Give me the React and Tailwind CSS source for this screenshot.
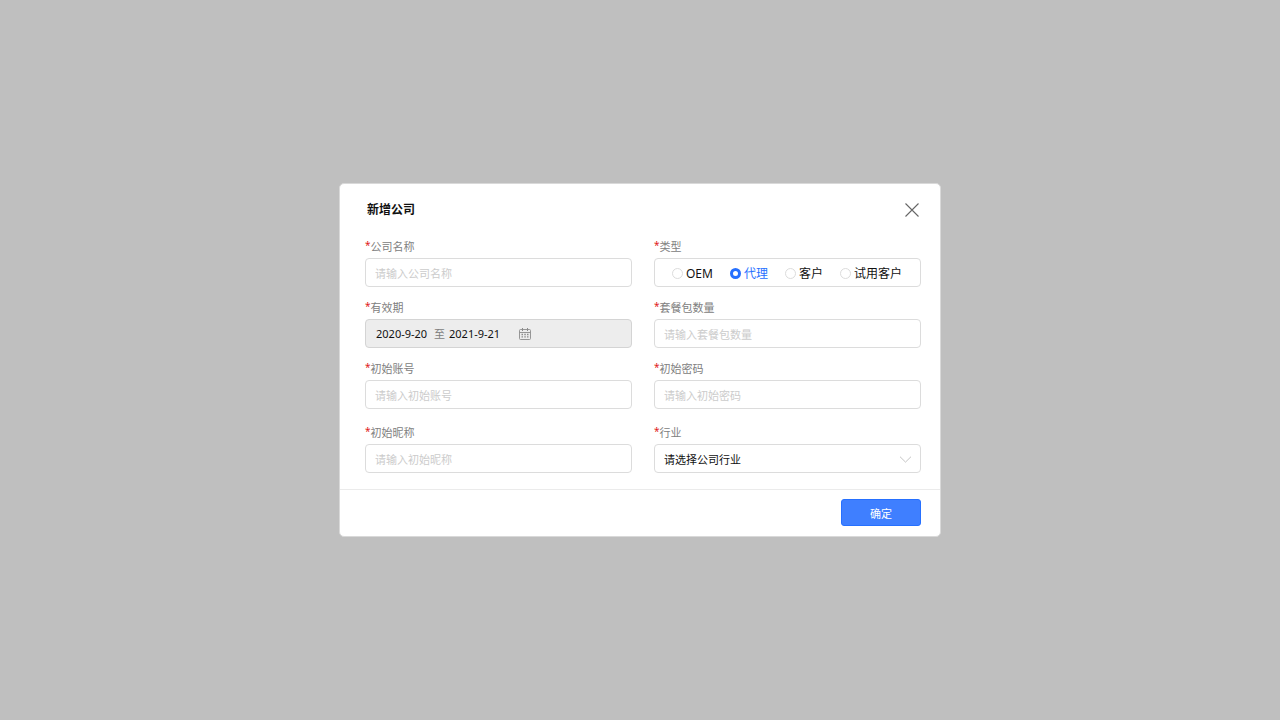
import React, { useState } from "react";

const controlBox =
  "h-[29px] w-full rounded-[4px] border border-[#dcdcdc] bg-white pt-0.5 text-[11px] leading-4";

function Label({ htmlFor, id, children }) {
  const Tag = htmlFor ? "label" : "span";
  return (
    <Tag id={id} htmlFor={htmlFor} className="block text-[11px] leading-4 text-[#808080]">
      <span className="align-top text-[10px] leading-3 text-[#e02020]">*</span>
      {children}
    </Tag>
  );
}

function TextField({ id, label, placeholder, type = "text" }) {
  return (
    <div className="flex flex-col gap-[3px]">
      <Label htmlFor={id}>{label}</Label>
      <input
        id={id}
        type={type}
        placeholder={placeholder}
        className={`${controlBox} px-[9px] text-[#111] outline-none placeholder:text-[#cccccc] focus:border-[#3f7fff]`}
      />
    </div>
  );
}

function TypeField() {
  const [value, setValue] = useState("代理");
  return (
    <div className="flex flex-col gap-[3px]">
      <Label id="type-label">类型</Label>
      <div
        role="radiogroup"
        aria-labelledby="type-label"
        className={`${controlBox} flex items-center gap-[17px] pl-[17px]`}
      >
        {["OEM", "代理", "客户", "试用客户"].map((option) => (
          <label
            key={option}
            className="flex items-center gap-[3px] text-[12px] leading-4 whitespace-nowrap text-[#111] has-[:checked]:text-[#2670ff]"
          >
            <input
              type="radio"
              name="company-type"
              value={option}
              checked={value === option}
              onChange={() => setValue(option)}
              className="size-[11px] appearance-none rounded-full border border-[#dcdcdc] bg-white checked:border-[3px] checked:border-[#2670ff]"
            />
            {option}
          </label>
        ))}
      </div>
    </div>
  );
}

function CalendarIcon() {
  return (
    <svg width="12" height="12" viewBox="0 0 12 12" fill="none" stroke="#8c8c8c" aria-hidden="true">
      <rect x="0.5" y="1.5" width="11" height="10" rx="1" strokeWidth="0.9" />
      <path d="M0.5 4.5H11.5" strokeWidth="0.9" />
      <path d="M3.5 0V3M8.5 0V3" strokeWidth="1" />
      <path d="M2.5 6.5H4M5.3 6.5H6.8M8 6.5H9.5M2.5 8.8H4M5.3 8.8H6.8M8 8.8H9.5" strokeWidth="1.3" />
    </svg>
  );
}

function DateField() {
  return (
    <div className="flex flex-col gap-[3px]">
      <Label htmlFor="date-start">有效期</Label>
      <div className="flex h-[29px] items-center rounded-[4px] border border-[#d4d4d4] bg-[#ededed] px-[10px] text-[11px] leading-4">
        <input
          id="date-start"
          type="text"
          defaultValue="2020-9-20"
          className="w-[58px] bg-transparent text-[#111] outline-none"
        />
        <span className="text-[#808080]">至</span>
        <input
          aria-label="结束日期"
          type="text"
          defaultValue="2021-9-21"
          className="ml-1 w-[58px] bg-transparent text-[#111] outline-none"
        />
        <button type="button" aria-label="选择日期" className="ml-3">
          <CalendarIcon />
        </button>
      </div>
    </div>
  );
}

function IndustryField() {
  return (
    <div className="flex flex-col gap-[3px]">
      <Label htmlFor="industry">行业</Label>
      <div className="relative">
        <select
          id="industry"
          className={`${controlBox} block appearance-none px-[9px] text-[#111] outline-none`}
        >
          <option>请选择公司行业</option>
        </select>
        <div className="pointer-events-none absolute inset-y-0 right-[9px] flex items-center pt-0.5">
          <svg width="13" height="7" viewBox="0 0 13 7" fill="none" stroke="#c4c4c4" aria-hidden="true">
            <path d="M1 0.7L6.5 6.1L12 0.7" />
          </svg>
        </div>
      </div>
    </div>
  );
}

export default function App() {
  return (
    <main className="flex min-h-screen items-center justify-center bg-[#bfbfbf] font-['Noto_Sans','Noto_Sans_CJK_SC',sans-serif]">
      <form
        role="dialog"
        aria-labelledby="dialog-title"
        onSubmit={(event) => event.preventDefault()}
        className="w-full max-w-[602px] rounded-[5px] border border-[#d9d9d9] bg-white"
      >
        <header className="flex items-center justify-between pt-4 pr-[21px] pl-[27px]">
          <h1 id="dialog-title" className="text-[12px] leading-5 font-bold text-[#111]">
            新增公司
          </h1>
          <button type="button" aria-label="关闭">
            <svg width="14" height="14" viewBox="0 0 14 14" fill="none" stroke="#666" aria-hidden="true">
              <path d="M0.5 0.5L13.5 13.5M13.5 0.5L0.5 13.5" strokeWidth="1.1" />
            </svg>
          </button>
        </header>
        <div className="flex flex-col gap-4 pt-[19px] pr-[19px] pb-4 pl-[25px]">
          <div className="grid grid-cols-2 gap-x-[22px] gap-y-[13px]">
            <TextField id="company" label="公司名称" placeholder="请输入公司名称" />
            <TypeField />
            <DateField />
            <TextField id="packages" label="套餐包数量" placeholder="请输入套餐包数量" />
            <TextField id="account" label="初始账号" placeholder="请输入初始账号" />
            <TextField id="password" type="password" label="初始密码" placeholder="请输入初始密码" />
          </div>
          <div className="grid grid-cols-2 gap-x-[22px]">
            <TextField id="nickname" label="初始昵称" placeholder="请输入初始昵称" />
            <IndustryField />
          </div>
        </div>
        <footer className="flex justify-end border-t border-[#ebebeb] pt-[9px] pr-[19px] pb-[10px]">
          <button
            type="submit"
            className="h-[27px] w-20 rounded-[3px] border border-[#2670ff] bg-[#3f7fff] pt-0.5 text-[11px] leading-4 text-white"
          >
            确定
          </button>
        </footer>
      </form>
    </main>
  );
}
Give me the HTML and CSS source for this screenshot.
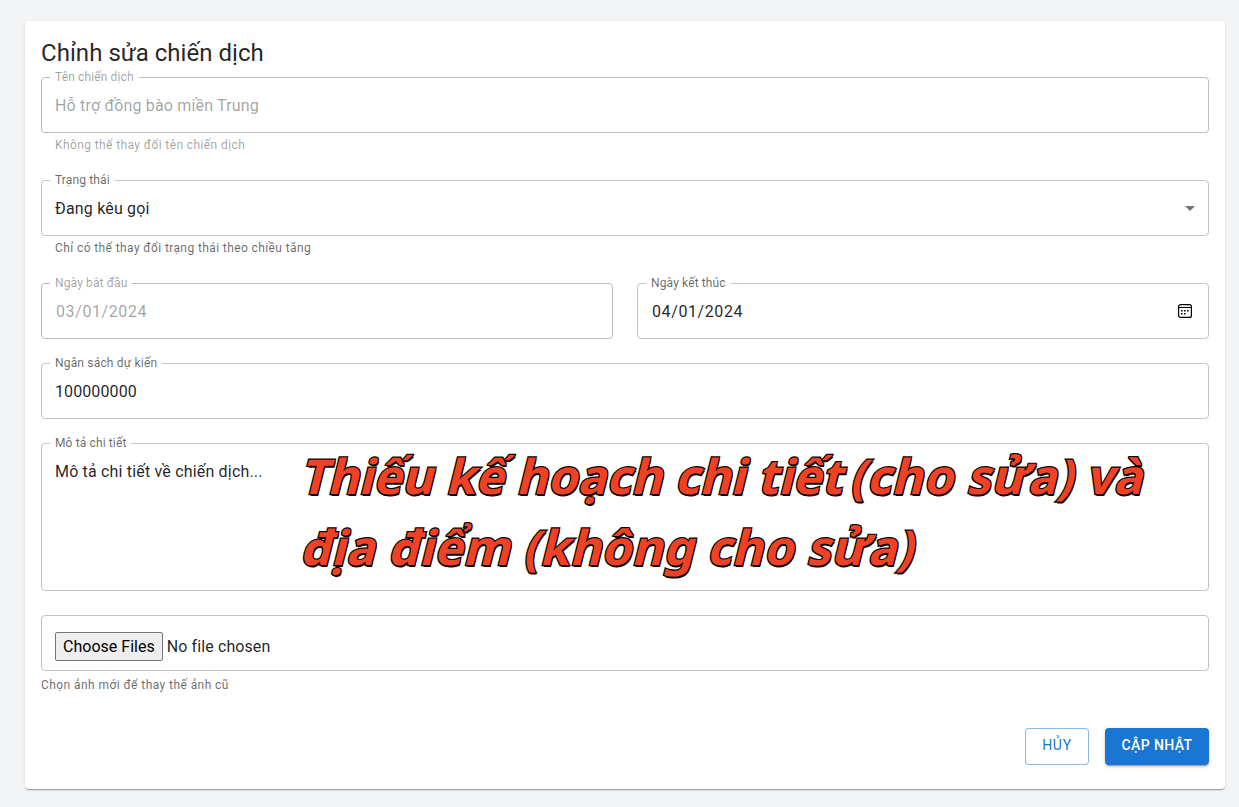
FILE: index.html
```html
<!DOCTYPE html>
<html lang="vi">
<head>
<meta charset="utf-8">
<title>Chỉnh sửa chiến dịch</title>
<link rel="stylesheet" href="styles.css">
</head>
<body>
<main class="card">
  <h1 class="title">Chỉnh sửa chiến dịch</h1>
  <form class="form">
    <div class="group">
      <div class="field disabled"><span class="label">Tên chiến dịch</span><span class="value">Hỗ trợ đồng bào miền Trung</span></div>
      <p class="helper inset disabled">Không thể thay đổi tên chiến dịch</p>
    </div>
    <div class="group">
      <div class="field"><span class="label">Trạng thái</span><span class="value">Đang kêu gọi</span>
        <svg class="arrow" width="24" height="24" viewBox="0 0 24 24"><path d="M7 10l5 5 5-5z" fill="currentColor"/></svg>
      </div>
      <p class="helper inset">Chỉ có thể thay đổi trạng thái theo chiều tăng</p>
    </div>
    <div class="row">
      <div class="field disabled"><span class="label">Ngày bắt đầu</span><span class="value date">03/01/2024</span></div>
      <div class="field"><span class="label">Ngày kết thúc</span><span class="value date">04/01/2024</span>
        <svg class="calendar" width="16" height="16" viewBox="0 0 16 16">
          <rect x="1.6" y="1.6" width="12.8" height="12.8" rx="2" fill="none" stroke="#000" stroke-width="1.2"/>
          <path d="M1.5 4.5h13" stroke="#000"/>
          <path d="M7 7h1.6v1.6H7zM4 7h1.6v1.6H4zM10 7h1.6v1.6H10zM4 10h1.6v1.6H4zM7 10h1.6v1.6H7z"/>
        </svg>
      </div>
    </div>
    <div class="field"><span class="label wide">Ngân sách dự kiến</span><span class="value number">100000000</span></div>
    <div class="field area"><span class="label">Mô tả chi tiết</span><span class="value">Mô tả chi tiết về chiến dịch...</span>
      <p class="note"><span>Thiếu kế hoạch chi tiết <b>(cho sửa)</b> và</span><span class="second">địa điểm (không cho sửa)</span></p>
    </div>
    <div class="group">
      <div class="field file"><button type="button" class="choose">Choose Files</button><span class="value">No file chosen</span></div>
      <p class="helper below">Chọn ảnh mới để thay thế ảnh cũ</p>
    </div>
  </form>
  <div class="actions">
    <button class="btn outlined">Hủy</button>
    <button class="btn contained">Cập nhật</button>
  </div>
</main>
</body>
</html>
```

FILE: styles.css
```css
* { box-sizing: border-box; }
body {
  margin: 0;
  padding: 21px 14px 18px 25px;
  height: 807px;
  overflow: hidden;
  background: #f3f4f6;
  color: rgba(0, 0, 0, .87);
  font-family: Roboto, "Liberation Sans", sans-serif;
}
.card {
  height: 768px;
  padding: 16px;
  background: #fff;
  border-radius: 4px;
  box-shadow: 0 2px 1px -1px rgba(0,0,0,.2), 0 1px 1px 0 rgba(0,0,0,.14), 0 1px 3px 0 rgba(0,0,0,.12);
}
.title { margin: 0 0 8px; font-size: 24px; font-weight: 400; line-height: 32px; letter-spacing: .03px; }
.form { display: flex; flex-direction: column; gap: 24px; }
.row { display: grid; grid-template-columns: 1fr 1fr; gap: 24px; }
.field {
  position: relative;
  display: flex;
  align-items: center;
  height: 56px;
  padding: 0 13px;
  border: 1px solid #c4c4c4;
  border-radius: 4px;
}
.field.disabled { border-color: #bdbdbd; }
.label {
  position: absolute;
  top: -9px;
  left: 8px;
  padding: 0 5px;
  background: #fff;
  color: rgba(0, 0, 0, .6);
  font-size: 12px;
  line-height: 17px;
  letter-spacing: .13px;
}
.label.wide { letter-spacing: .18px; }
.value { font-size: 16px; line-height: 23px; letter-spacing: .18px; }
.value.number { letter-spacing: .1px; }
.date { padding-left: 1px; letter-spacing: .6px; }
.disabled .label, .disabled .value, .helper.disabled { color: rgba(0, 0, 0, .38); }
.helper {
  margin: 2px 0 1px;
  color: rgba(0, 0, 0, .6);
  font-size: 12px;
  line-height: 20px;
  letter-spacing: .4px;
}
.helper.inset { margin-left: 14px; }
.helper.below { margin: 4px 0 -1px; letter-spacing: .43px; }
.arrow { margin: 0 -7px 0 auto; color: rgba(0, 0, 0, .54); }
.calendar { margin: 0 2px 0 auto; }
.area { height: 148px; align-items: flex-start; padding-top: 16px; }
.note {
  position: absolute;
  left: 262px;
  top: -4px;
  margin: 0;
  color: #ef4126;
  font: 700 48px/71px "Noto Sans", "Open Sans", sans-serif;
  white-space: nowrap;
  -webkit-text-stroke: 2.4px #000;
  paint-order: stroke fill;
  text-shadow: 1.5px 2px 0 #000;
}
.note span { display: block; width: max-content; transform: skewX(-14deg); }
.note b { margin-left: -5px; font-weight: inherit; letter-spacing: .4px; }
.note .second { letter-spacing: .36px; }
.file { padding-top: 6px; gap: 4px; }
.file .value { letter-spacing: .1px; }
.choose {
  height: 29px;
  padding: 0 7px;
  border: 1px solid #767676;
  border-radius: 2px;
  background: #efefef;
  color: #000;
  font: 400 16px/23px Roboto, sans-serif;
  letter-spacing: .02px;
}
.actions { display: flex; justify-content: flex-end; gap: 16px; margin-top: 34px; }
.btn {
  height: 37px;
  border: 0;
  border-radius: 4px;
  padding: 0 0 3px;
  font: 500 14px/24px Roboto, sans-serif;
  letter-spacing: .4px;
  text-transform: uppercase;
}
.outlined { width: 64px; border: 1px solid rgba(25, 118, 210, .5); background: #fff; color: #1976d2; font-weight: 400; letter-spacing: .75px; }
.contained {
  width: 104px;
  background: #1976d2;
  color: #fff;
  box-shadow: 0 3px 1px -2px rgba(0,0,0,.2), 0 2px 2px 0 rgba(0,0,0,.14), 0 1px 5px 0 rgba(0,0,0,.12);
}
```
----------
▸ **Exercise objective**
Skip every picture and return the lines above from the top through the one that contains "w-full rounded-[4px] border".

▸ **Reply to the task**
Give me the React and Tailwind CSS source for this screenshot.
import React, { useState } from "react";

const controlBox =
  "h-[29px] w-full rounded-[4px] border border-[#dcdcdc] bg-white pt-0.5 text-[11px] leading-4";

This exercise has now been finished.